Job:
Gather each line in the entries that includes the string "styles".

BEGIN Data entries

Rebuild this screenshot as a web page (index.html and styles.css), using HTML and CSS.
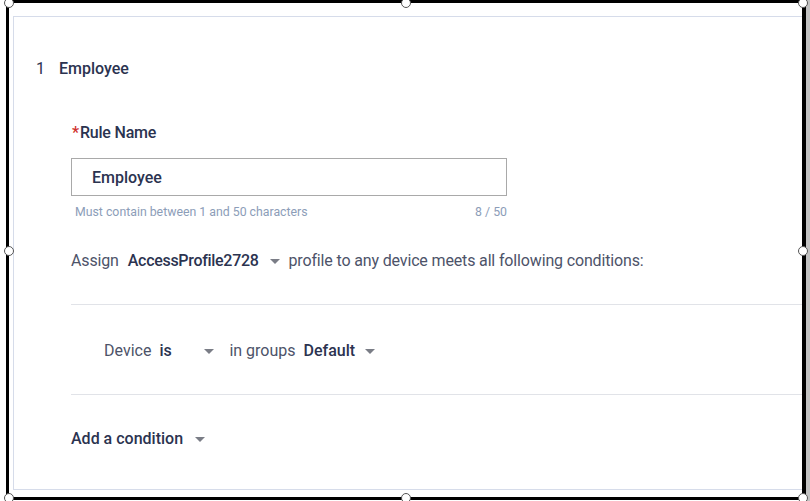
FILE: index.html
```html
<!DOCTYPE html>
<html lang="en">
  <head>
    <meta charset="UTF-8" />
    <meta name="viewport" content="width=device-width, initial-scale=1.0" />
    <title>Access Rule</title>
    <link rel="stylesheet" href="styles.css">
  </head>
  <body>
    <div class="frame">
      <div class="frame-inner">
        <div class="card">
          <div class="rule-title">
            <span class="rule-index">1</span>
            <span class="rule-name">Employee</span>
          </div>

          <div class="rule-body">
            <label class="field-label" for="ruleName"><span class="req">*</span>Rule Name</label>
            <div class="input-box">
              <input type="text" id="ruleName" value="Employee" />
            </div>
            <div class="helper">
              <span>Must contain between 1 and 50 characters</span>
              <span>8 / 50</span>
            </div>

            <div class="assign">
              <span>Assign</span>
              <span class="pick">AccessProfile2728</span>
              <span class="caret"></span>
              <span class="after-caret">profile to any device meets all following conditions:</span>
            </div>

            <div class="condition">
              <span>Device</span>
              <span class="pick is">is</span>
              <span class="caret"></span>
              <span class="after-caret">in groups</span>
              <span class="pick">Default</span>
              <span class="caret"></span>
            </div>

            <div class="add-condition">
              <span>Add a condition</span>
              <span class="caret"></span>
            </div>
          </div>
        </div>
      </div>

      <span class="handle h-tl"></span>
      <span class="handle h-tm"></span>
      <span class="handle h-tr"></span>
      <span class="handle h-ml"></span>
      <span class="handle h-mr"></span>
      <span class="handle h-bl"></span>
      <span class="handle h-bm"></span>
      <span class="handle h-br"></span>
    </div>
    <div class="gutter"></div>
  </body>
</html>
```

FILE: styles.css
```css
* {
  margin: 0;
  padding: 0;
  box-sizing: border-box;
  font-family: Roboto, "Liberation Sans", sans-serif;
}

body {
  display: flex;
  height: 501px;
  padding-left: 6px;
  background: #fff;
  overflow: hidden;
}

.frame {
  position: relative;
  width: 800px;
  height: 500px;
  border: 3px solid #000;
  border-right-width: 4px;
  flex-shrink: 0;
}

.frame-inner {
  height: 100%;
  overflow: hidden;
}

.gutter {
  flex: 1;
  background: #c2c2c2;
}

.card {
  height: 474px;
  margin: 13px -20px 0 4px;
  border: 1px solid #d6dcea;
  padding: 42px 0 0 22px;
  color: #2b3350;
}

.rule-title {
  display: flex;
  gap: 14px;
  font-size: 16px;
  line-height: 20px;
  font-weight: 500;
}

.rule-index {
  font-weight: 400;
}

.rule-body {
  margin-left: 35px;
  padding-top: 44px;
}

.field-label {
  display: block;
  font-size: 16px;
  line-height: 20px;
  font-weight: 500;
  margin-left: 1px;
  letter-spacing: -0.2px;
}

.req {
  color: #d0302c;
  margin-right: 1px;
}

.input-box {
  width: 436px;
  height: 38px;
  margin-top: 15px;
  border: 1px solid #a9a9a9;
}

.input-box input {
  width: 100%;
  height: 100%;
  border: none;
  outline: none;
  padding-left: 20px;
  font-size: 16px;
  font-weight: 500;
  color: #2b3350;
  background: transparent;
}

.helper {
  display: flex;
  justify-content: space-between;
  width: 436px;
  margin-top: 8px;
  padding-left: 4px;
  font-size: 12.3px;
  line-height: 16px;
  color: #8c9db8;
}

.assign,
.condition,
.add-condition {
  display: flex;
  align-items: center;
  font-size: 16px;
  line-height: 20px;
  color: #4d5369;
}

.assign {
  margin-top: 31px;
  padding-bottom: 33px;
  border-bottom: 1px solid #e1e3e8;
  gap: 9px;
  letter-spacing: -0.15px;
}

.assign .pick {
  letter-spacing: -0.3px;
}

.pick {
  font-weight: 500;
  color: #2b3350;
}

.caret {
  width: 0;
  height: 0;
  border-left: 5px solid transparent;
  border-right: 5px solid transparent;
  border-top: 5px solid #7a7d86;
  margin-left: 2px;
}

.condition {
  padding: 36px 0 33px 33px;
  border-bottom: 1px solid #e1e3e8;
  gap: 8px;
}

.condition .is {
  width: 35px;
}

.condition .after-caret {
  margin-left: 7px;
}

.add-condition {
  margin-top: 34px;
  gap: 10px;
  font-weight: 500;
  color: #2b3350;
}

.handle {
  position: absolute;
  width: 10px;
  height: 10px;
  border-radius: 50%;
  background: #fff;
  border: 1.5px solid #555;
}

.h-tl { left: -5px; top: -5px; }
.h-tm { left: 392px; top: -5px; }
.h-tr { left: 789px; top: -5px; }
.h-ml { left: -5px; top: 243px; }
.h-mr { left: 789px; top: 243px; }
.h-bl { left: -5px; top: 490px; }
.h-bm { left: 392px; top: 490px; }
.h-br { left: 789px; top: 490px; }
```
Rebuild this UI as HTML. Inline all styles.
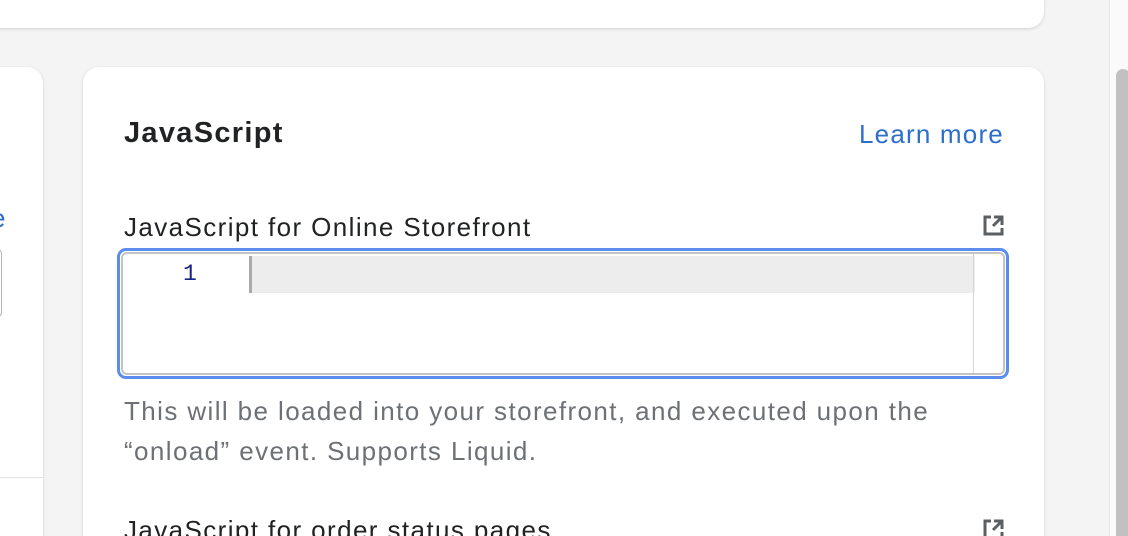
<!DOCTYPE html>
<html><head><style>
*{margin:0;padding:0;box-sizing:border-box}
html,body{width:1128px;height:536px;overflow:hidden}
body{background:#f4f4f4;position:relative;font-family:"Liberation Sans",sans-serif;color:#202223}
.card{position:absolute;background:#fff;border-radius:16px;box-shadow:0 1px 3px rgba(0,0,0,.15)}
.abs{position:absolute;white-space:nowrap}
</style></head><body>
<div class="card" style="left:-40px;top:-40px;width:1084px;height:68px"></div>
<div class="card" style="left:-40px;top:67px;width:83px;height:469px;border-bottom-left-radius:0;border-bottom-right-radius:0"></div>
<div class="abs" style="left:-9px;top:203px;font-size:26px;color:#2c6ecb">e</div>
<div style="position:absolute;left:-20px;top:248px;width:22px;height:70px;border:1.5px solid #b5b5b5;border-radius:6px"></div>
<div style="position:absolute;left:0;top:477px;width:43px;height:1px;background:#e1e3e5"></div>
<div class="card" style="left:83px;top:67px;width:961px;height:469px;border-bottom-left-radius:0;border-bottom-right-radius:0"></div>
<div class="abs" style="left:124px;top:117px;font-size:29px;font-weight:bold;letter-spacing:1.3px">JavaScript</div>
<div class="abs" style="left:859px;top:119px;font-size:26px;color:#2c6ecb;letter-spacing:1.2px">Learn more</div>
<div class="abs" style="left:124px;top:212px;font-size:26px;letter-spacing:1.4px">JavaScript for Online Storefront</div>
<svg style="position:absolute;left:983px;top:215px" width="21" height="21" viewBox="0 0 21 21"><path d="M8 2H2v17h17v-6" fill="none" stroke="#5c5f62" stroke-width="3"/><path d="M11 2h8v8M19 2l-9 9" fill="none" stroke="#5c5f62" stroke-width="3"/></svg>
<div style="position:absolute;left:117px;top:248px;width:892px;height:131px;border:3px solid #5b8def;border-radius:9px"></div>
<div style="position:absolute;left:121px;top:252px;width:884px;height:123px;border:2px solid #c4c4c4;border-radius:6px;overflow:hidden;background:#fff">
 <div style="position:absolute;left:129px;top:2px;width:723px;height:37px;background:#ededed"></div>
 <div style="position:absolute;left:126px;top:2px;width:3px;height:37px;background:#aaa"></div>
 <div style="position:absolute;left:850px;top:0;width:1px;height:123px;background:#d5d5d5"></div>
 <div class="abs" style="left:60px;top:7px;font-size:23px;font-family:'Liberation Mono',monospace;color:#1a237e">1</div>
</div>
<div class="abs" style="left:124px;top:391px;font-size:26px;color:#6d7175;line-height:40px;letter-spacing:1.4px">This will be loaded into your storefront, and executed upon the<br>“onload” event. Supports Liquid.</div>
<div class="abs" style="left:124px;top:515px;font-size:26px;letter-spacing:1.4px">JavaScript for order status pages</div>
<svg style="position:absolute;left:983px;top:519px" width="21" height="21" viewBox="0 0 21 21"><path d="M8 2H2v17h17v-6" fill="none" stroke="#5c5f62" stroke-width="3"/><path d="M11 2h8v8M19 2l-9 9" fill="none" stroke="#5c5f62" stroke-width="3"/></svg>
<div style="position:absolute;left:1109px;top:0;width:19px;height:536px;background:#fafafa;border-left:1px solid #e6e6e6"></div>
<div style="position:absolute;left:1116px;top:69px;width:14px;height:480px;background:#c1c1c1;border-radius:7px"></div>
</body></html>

END Data entries

Completed exercise:
Rebuild this screenshot as a web page (index.html and styles.css), using HTML and CSS.
    <link rel="stylesheet" href="styles.css">
FILE: styles.css
Rebuild this UI as HTML. Inline all styles.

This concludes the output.